There is some fight in this Perth side. They’ve scored in plenty of matches, they’ve kept themselves in games, and they’ve avoided collapsing after setbacks. But they’re still giving up too much at the back, and the clean-sheet issue hangs over them. Twelve straight matches without one is a long, ugly run. You don’t need to dress that up. If Sydney get ahead, Perth will have to open up, and that usually suits the home side more than the visitors.
Head-to-Head
Sydney FC have had this fixture by the scruff of the neck. The most recent meeting ended in a 1-0 Sydney win in Perth on 13 December 2025, and the broader picture is even more one-sided. Sydney beat Perth 3-0 in January 2025, thumped them 7-1 at home in April 2024, won 3-2 in December 2023 and 4-1 in April 2023. There was a 0-0 draw back in February 2025 and a 1-1 draw in Perth in April 2024, but those are the exceptions rather than the rule.
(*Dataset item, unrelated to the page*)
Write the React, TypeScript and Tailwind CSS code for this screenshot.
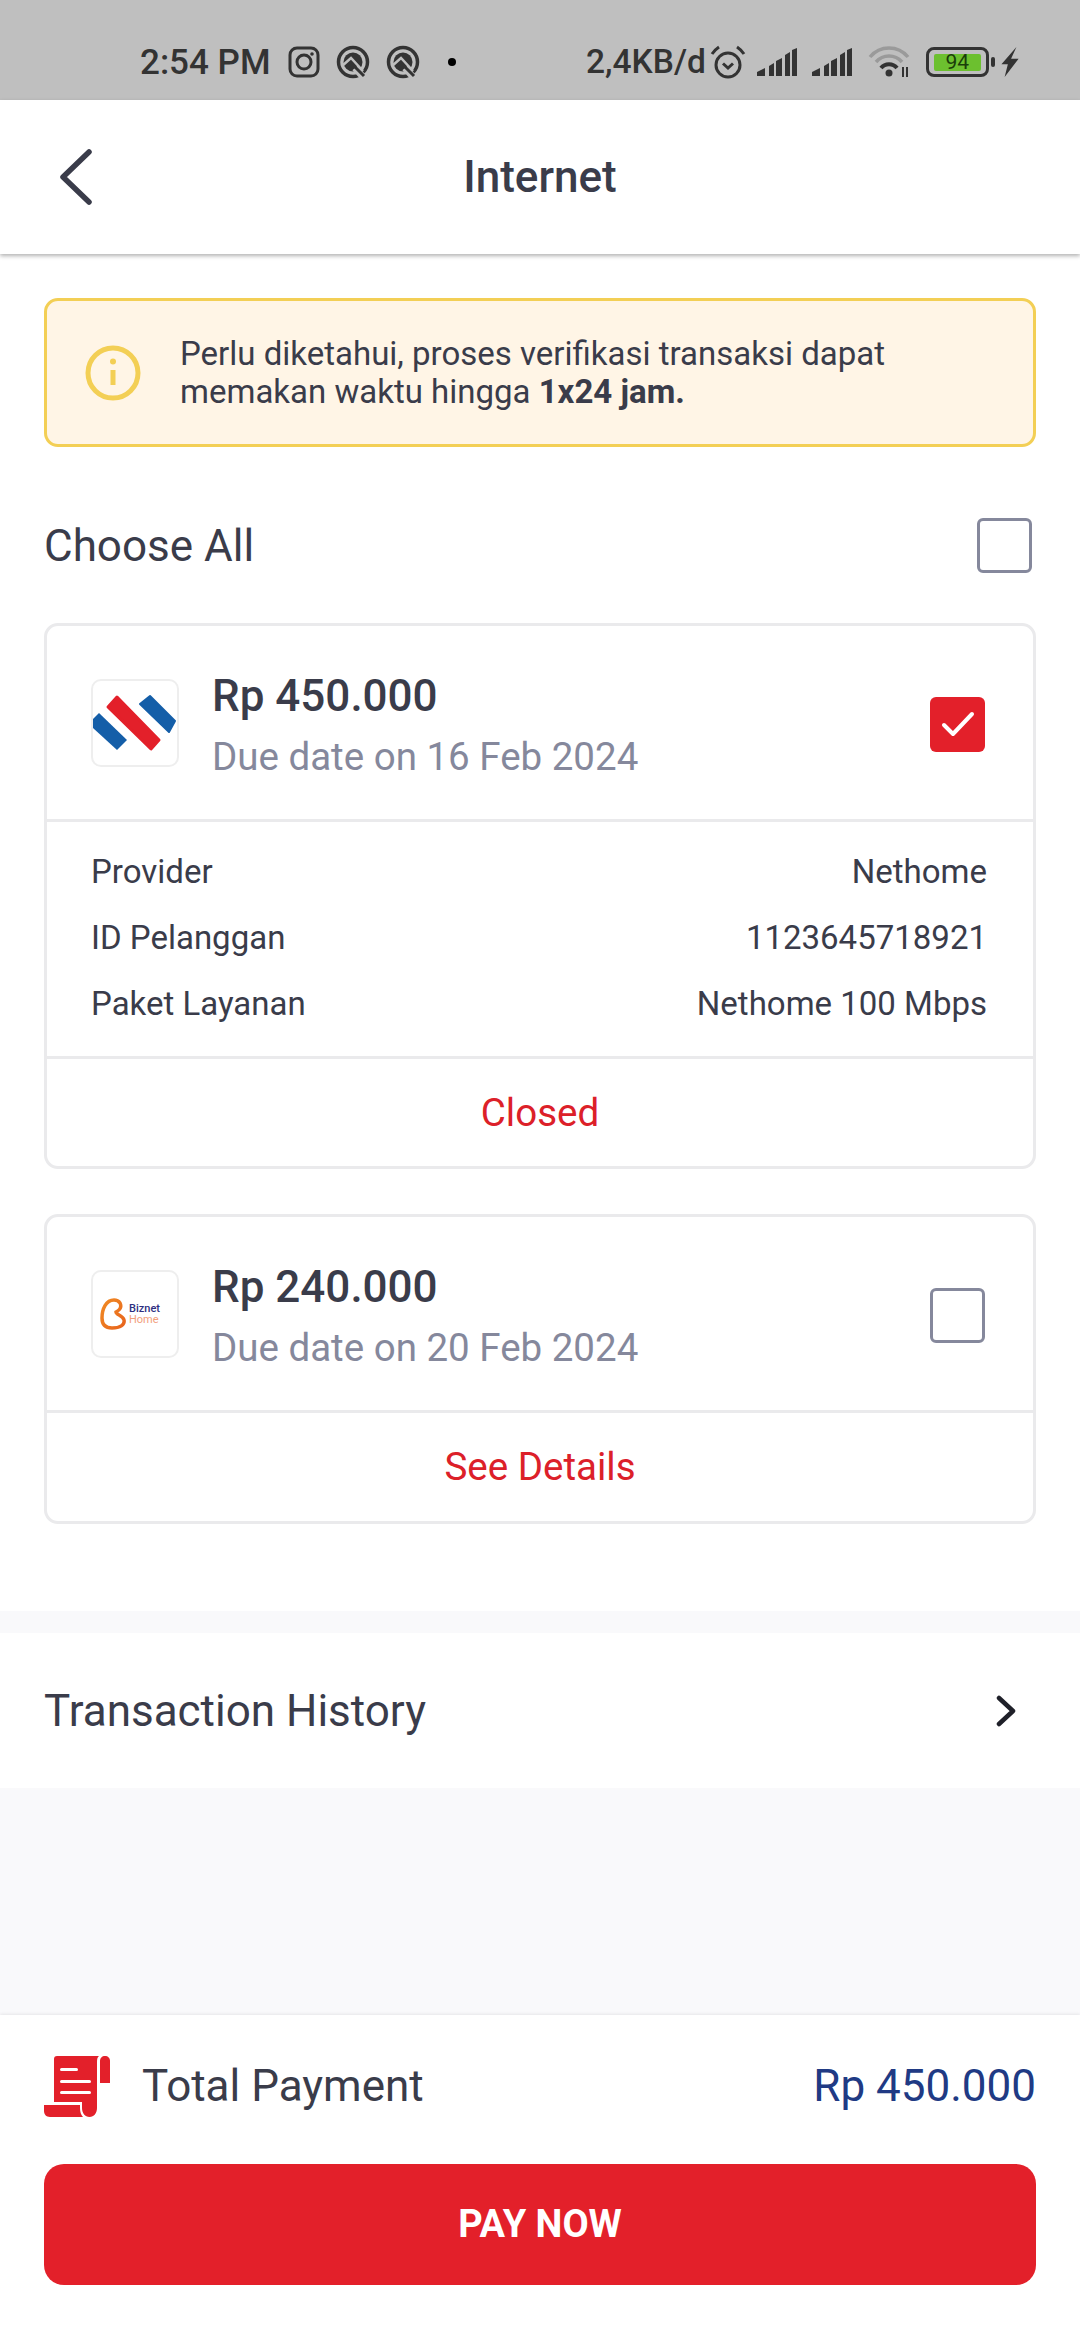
import React from 'react';

function StatusBar() {
  return (
    <div className="h-[100px] bg-[#bfbfbf] text-[#333333]">
      <div className="flex items-center h-full pt-[24px] pl-[140px] font-['Roboto',sans-serif]">
        <span className="text-[35px] font-medium leading-none w-[148px] whitespace-nowrap">2:54 PM</span>
        <svg width="32" height="32" viewBox="0 0 32 32" fill="none" stroke="#333" strokeWidth="3">
          <rect x="2" y="2" width="28" height="28" rx="7" />
          <circle cx="16" cy="16" r="7" />
          <circle cx="24" cy="8" r="1.800" fill="#333" stroke="none" />
        </svg>
        <QIcon className="ml-[16px]" />
        <QIcon className="ml-[16px]" />
        <div className="w-[8px] h-[8px] rounded-full bg-black ml-[28px]" />
        <span className="text-[33.500px] font-medium leading-none ml-[130px] whitespace-nowrap">2,4KB/d</span>
        <svg width="36" height="34" viewBox="0 0 36 34" fill="none" stroke="#333" strokeWidth="3" className="ml-[4px]">
          <circle cx="18" cy="20" r="12" />
          <path d="M13 18.500 18 23 23 18.500" />
          <path d="M2 9C4 6 6 4 9 2M34 9C32 6 30 4 27 2" />
        </svg>
        <Signal className="ml-[11px]" />
        <Signal className="ml-[15px]" />
        <svg width="44" height="32" viewBox="0 0 44 32" fill="none" stroke="#9a9a9a" strokeWidth="3.500" className="ml-[16px]">
          <path d="M2 11C12 -1 30 -1 40 11" />
          <path d="M8 16C15 8 27 8 34 16" />
          <path d="M13 22C17 17 25 17 29 22" stroke="#333" strokeWidth="4" />
          <circle cx="21" cy="27" r="3.500" fill="#333" stroke="none" />
          <path d="M35 21v10M39 21v10" stroke="#333" strokeWidth="2" />
        </svg>
        <div className="ml-[14px] w-[63px] h-[30px] rounded-[8px] border-[3.5px] border-[#333] flex items-center justify-center">
          <div className="w-[47px] h-[17px] rounded-[2px] bg-[#6cc02f] text-[21px] leading-[17px] text-center text-[#1a3d0a]">94</div>
        </div>
        <div className="w-[4px] h-[10px] rounded-[2px] bg-[#333] ml-[2px]" />
        <svg width="18" height="30" viewBox="0 0 16 28" className="ml-[6px]">
          <path d="M14 0 0 16h6L3 28 16 11H9z" fill="#333" />
        </svg>
      </div>
    </div>
  );
}

function QIcon({ className }: { className: string }) {
  return (
    <svg width="34" height="34" viewBox="0 0 34 34" className={className}>
      <circle cx="17" cy="17" r="14.500" fill="none" stroke="#333" strokeWidth="3.500" />
      <circle cx="17" cy="17" r="9.500" fill="#333" />
      <path d="M6 21 15 13 27 26" fill="none" stroke="#bfbfbf" strokeWidth="2.500" />
      <path d="M19 23 29 34" fill="none" stroke="#bfbfbf" strokeWidth="7" />
      <path d="M19 22 28 31" fill="none" stroke="#333" strokeWidth="3" />
    </svg>
  );
}

function Signal({ className }: { className: string }) {
  return (
    <svg width="40" height="28" viewBox="0 0 40 28" fill="#333" className={className}>
      <path d="M0 24 8 20V28H0z" />
      <path d="M12 18 17 15V28H12z" />
      <path d="M19 13 25 10V28H19z" />
      <path d="M28 7 33 4V28H28z" />
      <path d="M35 2 40 0V28H35z" />
    </svg>
  );
}

function Checkbox({ checked }: { checked?: boolean }) {
  if (checked) {
    return (
      <div className="w-[55px] h-[55px] rounded-[6px] bg-[#e3202a] flex items-center justify-center">
        <svg width="34" height="28" viewBox="0 0 34 28" fill="none" stroke="#fff" strokeWidth="4" strokeLinecap="round" strokeLinejoin="round">
          <path d="M3 15 12 24 31 4" />
        </svg>
      </div>
    );
  }
  return <div className="w-[55px] h-[55px] rounded-[6px] border-[3px] border-[#85889c] bg-white" />;
}

function BillHead({ amount, due, logo, checked }: { amount: string; due: string; logo: React.ReactNode; checked?: boolean }) {
  return (
    <div className="h-[193px] flex items-center pl-[44px] pr-[48px]">
      <div className="w-[88px] h-[88px] shrink-0 rounded-[10px] border-2 border-[#eeeeee] overflow-hidden">{logo}</div>
      <div className="ml-[33px] flex-1 pt-[6px]">
        <div className="text-[44px] leading-[52px] font-medium text-[#3a3c4a]">{amount}</div>
        <div className="text-[38.500px] leading-[50px] mt-[10px] text-[#85889c]">{due}</div>
      </div>
      <div className="pt-[3px]">
        <Checkbox checked={checked} />
      </div>
    </div>
  );
}

function DetailRow({ label, value }: { label: string; value: string }) {
  return (
    <div className="flex justify-between text-[33px] leading-[66px] text-[#3a3c4a]">
      <span>{label}</span>
      <span>{value}</span>
    </div>
  );
}

export default function App() {
  return (
    <div className="w-[1080px] h-[2340px] flex flex-col bg-[#f9f9fb] font-['Roboto',sans-serif] overflow-hidden">
      <StatusBar />
      <header className="relative z-10 h-[154px] bg-white shadow-[0_2px_4px_rgba(0,0,0,0.3)] flex items-center justify-center">
        <svg width="36" height="56" viewBox="0 0 36 56" fill="none" stroke="#3a3c4a" strokeWidth="5.500" strokeLinecap="round" strokeLinejoin="round" className="absolute left-[58px]">
          <path d="M31 3 5 28 31 53" />
        </svg>
        <h1 className="text-[44px] font-medium text-[#3a3c4a]">Internet</h1>
      </header>

      <main className="bg-white h-[1357px] px-[44px] pt-[44px]">
        <div className="h-[149px] rounded-[14px] border-[3px] border-[#f3cf55] bg-[#fff5e6] flex items-center pl-[38px]">
          <svg width="56" height="56" viewBox="0 0 56 56" fill="none" stroke="#f3cf55" strokeWidth="5">
            <circle cx="28" cy="28" r="25" />
            <path d="M28 25v15" />
            <circle cx="28" cy="16.500" r="3" fill="#f3cf55" stroke="none" />
          </svg>
          <p className="ml-[39px] text-[33px] leading-[38px] text-[#3a3c4a]">
            Perlu diketahui, proses verifikasi transaksi dapat
            <br />
            memakan waktu hingga <b className="font-bold">1x24 jam.</b>
          </p>
        </div>

        <div className="flex items-center justify-between h-[176px] pr-[4px] pt-[21px]">
          <span className="text-[44px] text-[#3a3c4a]">Choose All</span>
          <Checkbox />
        </div>

        <section className="h-[546px] rounded-[14px] border-[3px] border-[#eaeaec] flex flex-col bg-white">
          <BillHead
            amount="Rp 450.000"
            due="Due date on 16 Feb 2024"
            checked
            logo={
              <svg width="84" height="84" viewBox="0 0 84 84">
                <path d="M24 16 66 59 58 68 15 26Z" fill="#e3202a" stroke="#e3202a" strokeWidth="3" strokeLinejoin="round" />
                <path d="M57 15 82 40 76 51 47 23Z" fill="#145ea8" stroke="#145ea8" strokeWidth="2" strokeLinejoin="round" />
                <path d="M6 32 34 59 24 69 0 47V38Z" fill="#145ea8" />
              </svg>
            }
          />
          <div className="h-[240px] border-y-[3px] border-[#eaeaec] pl-[44px] pr-[46px] pt-[17px]">
            <DetailRow label="Provider" value="Nethome" />
            <DetailRow label="ID Pelanggan" value="1123645718921" />
            <DetailRow label="Paket Layanan" value="Nethome 100 Mbps" />
          </div>
          <div className="flex-1 flex items-center justify-center text-[38.500px] text-[#dc2029]">Closed</div>
        </section>

        <section className="h-[310px] mt-[45px] rounded-[14px] border-[3px] border-[#eaeaec] flex flex-col bg-white">
          <BillHead
            amount="Rp 240.000"
            due="Due date on 20 Feb 2024"
            logo={
              <div className="flex items-center h-full pl-[7px]">
                <svg width="26" height="32" viewBox="0 0 26 32">
                  <defs>
                    <linearGradient id="biznet" x1="0" y1="0" x2="1" y2="1">
                      <stop offset="0" stopColor="#f08a24" />
                      <stop offset="1" stopColor="#e8641c" />
                    </linearGradient>
                  </defs>
                  <path d="M14 2C6 2 2 11 2 20 2 27 6 30 12 30 20 30 25 27 24 22 23 17 16 17 16 14 20 12 22 9 20 5 18 2 15 2 14 2Z" fill="none" stroke="url(#biznet)" strokeWidth="3.500" />
                </svg>
                <div className="ml-[3px] text-[11px] leading-[11px]">
                  <div className="font-medium text-[#2e2f7f]">Biznet</div>
                  <div className="text-[#f2a07b]">Home</div>
                </div>
              </div>
            }
          />
          <div className="flex-1 border-t-[3px] border-[#eaeaec] flex items-center justify-center text-[38.500px] text-[#dc2029]">
            See Details
          </div>
        </section>
      </main>

      <div className="mt-[22px] h-[155px] shrink-0 bg-white flex items-center justify-between pl-[44px] pr-[62px]">
        <span className="text-[44px] text-[#3a3c4a]">Transaction History</span>
        <svg width="24" height="32" viewBox="0 0 24 32" fill="none" stroke="#1f2029" strokeWidth="4.500" strokeLinecap="round" strokeLinejoin="round">
          <path d="M5 3 19 16 5 29" />
        </svg>
      </div>

      <div className="flex-1" />

      <footer className="h-[325px] bg-white shadow-[0_-1px_3px_rgba(0,0,0,0.08)] px-[44px] pt-[40px]">
        <div className="flex items-center h-[62px]">
          <svg width="66" height="61" viewBox="0 0 66 61" fill="#e3202a">
            <path d="M13 0H55C53.500 1 53 3 53 6V52C53 57 50 61 45.500 61S38 57 38 52V46H10V3A3 3 0 0 1 13 0Z" />
            <path d="M56 5C56 2 58 0 61 0S66 2 66 5V27H56Z" />
            <path d="M0 49H36V52C36 56 37 59 39 61H6C2 61 0 58 0 55Z" />
            <g fill="#fff">
              <rect x="16" y="12" width="18" height="3" rx="1.500" />
              <rect x="16" y="24" width="31" height="3" rx="1.500" />
              <rect x="16" y="35" width="31" height="3" rx="1.500" />
            </g>
          </svg>
          <span className="ml-[32px] text-[44px] text-[#3a3c4a]">Total Payment</span>
          <span className="ml-auto text-[44px] text-[#203a84]">Rp 450.000</span>
        </div>
        <button className="mt-[47px] w-full h-[121px] rounded-[20px] bg-[#e3202a] text-white text-[38px] font-bold">PAY NOW</button>
      </footer>
    </div>
  );
}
That matters here because Sydney’s comfort in this fixture has been repeated often enough to feel like a pattern, not a coincidence. Perth have found it hard to get anything resembling control against them. Sydney have also been first to score in most of the recent meetings, which tends to shape the game before it properly gets going. Perth can compete, but they usually do it from behind.
We Predict: Home Win
We’re backing Sydney FC to win at 1/2 here. It’s a short price, but it fits the matchup. Sydney are higher in the table, better at home, and they’ve got the stronger recent record in this fixture. Perth arrive with some attacking life, but their away defensive numbers leave them exposed, and Sydney have enough quality to punish that. The home side don’t need to be brilliant. They just need to be efficient.
A 2-1 Sydney win looks the right scoreline. That keeps Perth’s recent goal threat in the conversation, while still acknowledging that Sydney’s edge at home and their superiority in this head-to-head should carry them through. If you want a slightly safer route, Sydney to win and both teams to score is the sort of angle that makes sense, though the straight home win remains the cleanest call.